**PROVIDED DATA**

----

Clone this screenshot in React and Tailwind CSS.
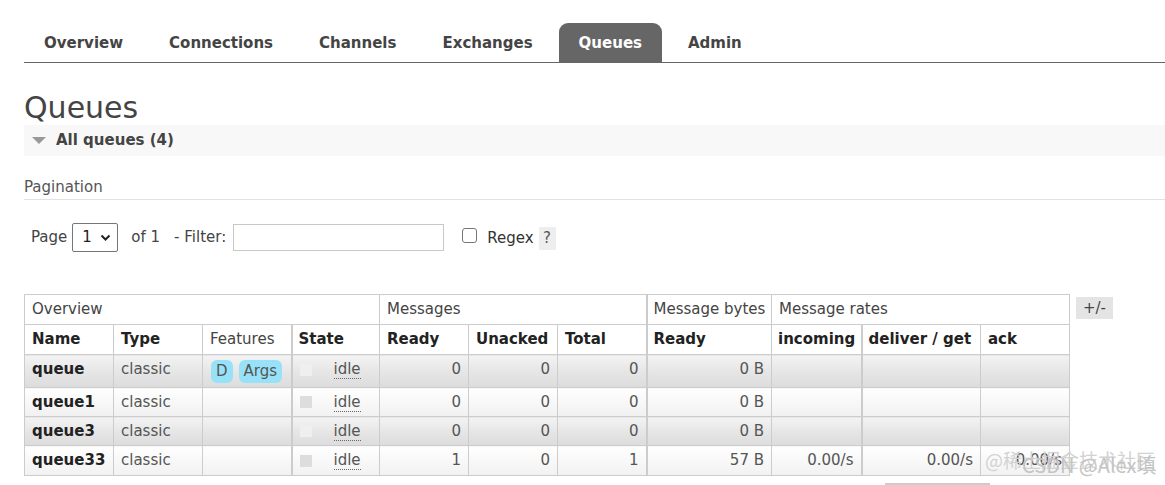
import React from "react";

const tabs = ["Overview", "Connections", "Channels", "Exchanges", "Queues", "Admin"];

const rows = [
  { name: "queue", type: "classic", badges: true, ready: "0", unacked: "0", total: "0", bytes: "0 B", inc: "", del: "", ack: "" },
  { name: "queue1", type: "classic", badges: false, ready: "0", unacked: "0", total: "0", bytes: "0 B", inc: "", del: "", ack: "" },
  { name: "queue3", type: "classic", badges: false, ready: "0", unacked: "0", total: "0", bytes: "0 B", inc: "", del: "", ack: "" },
  { name: "queue33", type: "classic", badges: false, ready: "1", unacked: "0", total: "1", bytes: "57 B", inc: "0.00/s", del: "0.00/s", ack: "0.00/s" },
];

const widths = [89, 89, 89, 88, 89, 89, 89, 125, 90, 119, 89];

export default function App() {
  return (
    <div
      className="relative w-[1165px] h-[485px] overflow-hidden bg-white pl-[24px] text-[15px] text-[#444]"
      style={{ fontFamily: '"DejaVu Sans", Verdana, "Noto Sans CJK SC", sans-serif' }}
    >
      {/* nav */}
      <div className="pt-[23px]">
        <ul className="flex gap-[6px] border-b border-[#666]">
          {tabs.map((t) => (
            <li
              key={t}
              className={
                t === "Queues"
                  ? "h-[39px] px-[20px] pt-[2px] flex items-center font-bold rounded-t-[9px] bg-[#666] text-white"
                  : "h-[39px] px-[20px] pt-[2px] flex items-center font-bold text-[#444]"
              }
            >
              {t}
            </li>
          ))}
        </ul>
      </div>

      <h1 className="mt-[28px] text-[30px] leading-[34px] font-normal text-[#444]">Queues</h1>

      <div className="h-[31px] bg-[#f8f8f8] flex items-center pl-[8px]">
        <svg width="14" height="8" viewBox="0 0 14 8" className="mr-[10px]">
          <polygon points="0,0 14,0 7,7" fill="#999" />
        </svg>
        <span className="font-bold text-[#444]">All queues (4)</span>
      </div>

      <div className="mt-[22px] pb-[3px] border-b border-[#e2e2e2] leading-[18px] text-[#555]">Pagination</div>

      <div className="mt-[23px] flex items-center h-[29px] pl-[7px] text-[#444]">
        <span>Page</span>
        <div className="ml-[5px] w-[46px] h-[29px] border border-[#767676] rounded-[2px] flex items-center pl-[9px] text-[#222]">
          <span>1</span>
          <svg width="11" height="8" viewBox="0 0 11 8" className="ml-[8px]">
            <polyline points="1.5,1.5 5.5,5.5 9.5,1.5" fill="none" stroke="#222" strokeWidth="2" />
          </svg>
        </div>
        <span className="ml-[13px]">of 1</span>
        <span className="ml-[14px]">- Filter:</span>
        <div className="ml-[7px] w-[211px] h-[27px] border border-[#c8c8c8] bg-white"></div>
        <div className="ml-[18px] w-[15px] h-[15px] border border-[#767676] rounded-[3px] -mt-[4px]"></div>
        <span className="ml-[10px] mt-[2px] text-[#333]">Regex</span>
        <span className="ml-[5px] mt-[2px] w-[17px] h-[23px] bg-[#eeeeee] flex items-center justify-center text-[#555]">?</span>
      </div>

      <div className="mt-[42px] flex items-start">
        <table className="table-fixed border-collapse w-[1045px]">
          <colgroup>
            {widths.map((w, i) => (
              <col key={i} style={{ width: w }} />
            ))}
          </colgroup>
          <thead>
            <tr className="h-[30px]">
              <th colSpan={4} className="border border-[#ccc] text-left font-normal px-[7px] text-[#444]">Overview</th>
              <th colSpan={3} className="border border-[#ccc] text-left font-normal px-[7px] text-[#444]">Messages</th>
              <th className="border border-[#ccc] border-l-2 text-left font-normal px-[6px] text-[#444] whitespace-nowrap">Message bytes</th>
              <th colSpan={3} className="border border-[#ccc] text-left font-normal px-[7px] text-[#444]">Message rates</th>
            </tr>
            <tr className="h-[30px]">
              <th className="border border-[#ccc] text-left font-bold px-[7px] text-[#222]">Name</th>
              <th className="border border-[#ccc] text-left font-bold px-[7px] text-[#222]">Type</th>
              <th className="border border-[#ccc] text-left font-normal px-[7px] text-[#444]">Features</th>
              <th className="border border-[#ccc] border-l-2 text-left font-bold px-[6px] text-[#222]">State</th>
              <th className="border border-[#ccc] text-left font-bold px-[7px] text-[#222]">Ready</th>
              <th className="border border-[#ccc] text-left font-bold px-[7px] text-[#222]">Unacked</th>
              <th className="border border-[#ccc] text-left font-bold px-[7px] text-[#222]">Total</th>
              <th className="border border-[#ccc] border-l-2 text-left font-bold px-[6px] text-[#222]">Ready</th>
              <th className="border border-[#ccc] text-left font-bold px-[6px] text-[#222] whitespace-nowrap">incoming</th>
              <th className="border border-[#ccc] border-l-2 text-left font-bold px-[6px] text-[#222] whitespace-nowrap">deliver / get</th>
              <th className="border border-[#ccc] text-left font-bold px-[7px] text-[#222]">ack</th>
            </tr>
          </thead>
          <tbody>
            {rows.map((r, i) => {
              const alt = i % 2 === 0;
              const bg = alt
                ? "bg-gradient-to-b from-[#f3f3f3] via-[#e6e6e6] to-[#dcdcdc]"
                : "bg-gradient-to-b from-[#ffffff] to-[#f1f1f1]";
              const td = "border border-[#ccc] px-[7px] " + bg;
              return (
                <tr key={r.name} className={i === 0 ? "h-[33px]" : i === 3 ? "h-[30px]" : "h-[29px]"}>
                  <td className={td + " font-bold text-[#222]" + (i === 0 ? " pb-[3px]" : "")}>{r.name}</td>
                  <td className={td + " text-[#555]" + (i === 0 ? " pb-[3px]" : "")}>{r.type}</td>
                  <td className={td + " !px-[8px]"}>
                    {r.badges && (
                      <div className="flex gap-[6px]">
                        <span className="px-[5px] h-[23px] leading-[23px] rounded-[6px] bg-[#97e2f8] text-[#555]">D</span>
                        <span className="px-[5px] h-[23px] leading-[23px] rounded-[6px] bg-[#97e2f8] text-[#555]">Args</span>
                      </div>
                    )}
                  </td>
                  <td className={td + " border-l-2" + (i === 0 ? " pb-[3px]" : "")}>
                    <div className="flex items-center">
                      <span className={"w-[12px] h-[12px] " + (alt ? "bg-[#efefef]" : "bg-[#dddddd]")}></span>
                      <span className="ml-[22px] text-[#555] leading-[18px] border-b border-dotted border-[#666]">idle</span>
                    </div>
                  </td>
                  <td className={td + " text-right text-[#555]" + (i === 0 ? " pb-[3px]" : "")}>{r.ready}</td>
                  <td className={td + " text-right text-[#555]" + (i === 0 ? " pb-[3px]" : "")}>{r.unacked}</td>
                  <td className={td + " text-right text-[#555]" + (i === 0 ? " pb-[3px]" : "")}>{r.total}</td>
                  <td className={td + " border-l-2 text-right text-[#555]" + (i === 0 ? " pb-[3px]" : "")}>{r.bytes}</td>
                  <td className={td + " text-right text-[#555]"}>{r.inc}</td>
                  <td className={td + " border-l-2 text-right text-[#555]"}>{r.del}</td>
                  <td className={td + " text-right text-[#555]"}>{r.ack}</td>
                </tr>
              );
            })}
          </tbody>
        </table>
        <span className="ml-[6px] mt-[3px] px-[7px] h-[22px] leading-[22px] bg-[#e4e4e4] text-[#444]">+/-</span>
      </div>

      {/* watermark overlay */}
      <div className="absolute left-[985px] top-[446px] text-[19px] text-[#d2d2d2] whitespace-nowrap pointer-events-none"
        style={{ fontFamily: '"Noto Sans CJK SC", sans-serif' }}>
        @稀土掘金技术社区
      </div>
      <div className="absolute left-[1022px] top-[450px] text-[20px] text-[#c4c4c4] whitespace-nowrap pointer-events-none"
        style={{ fontFamily: '"Noto Sans CJK SC", sans-serif' }}>
        CSDN @Alex填
      </div>
      <div className="absolute left-[885px] top-[483px] w-[105px] h-[2px] bg-[#ccc]"></div>
    </div>
  );
}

----

Pictures stay out. Repeat only the lines from the beginning of the data through the line that has "90, 119, 89];".

Clone this screenshot in React and Tailwind CSS.
import React from "react";

const tabs = ["Overview", "Connections", "Channels", "Exchanges", "Queues", "Admin"];

const rows = [
  { name: "queue", type: "classic", badges: true, ready: "0", unacked: "0", total: "0", bytes: "0 B", inc: "", del: "", ack: "" },
  { name: "queue1", type: "classic", badges: false, ready: "0", unacked: "0", total: "0", bytes: "0 B", inc: "", del: "", ack: "" },
  { name: "queue3", type: "classic", badges: false, ready: "0", unacked: "0", total: "0", bytes: "0 B", inc: "", del: "", ack: "" },
  { name: "queue33", type: "classic", badges: false, ready: "1", unacked: "0", total: "1", bytes: "57 B", inc: "0.00/s", del: "0.00/s", ack: "0.00/s" },
];

const widths = [89, 89, 89, 88, 89, 89, 89, 125, 90, 119, 89];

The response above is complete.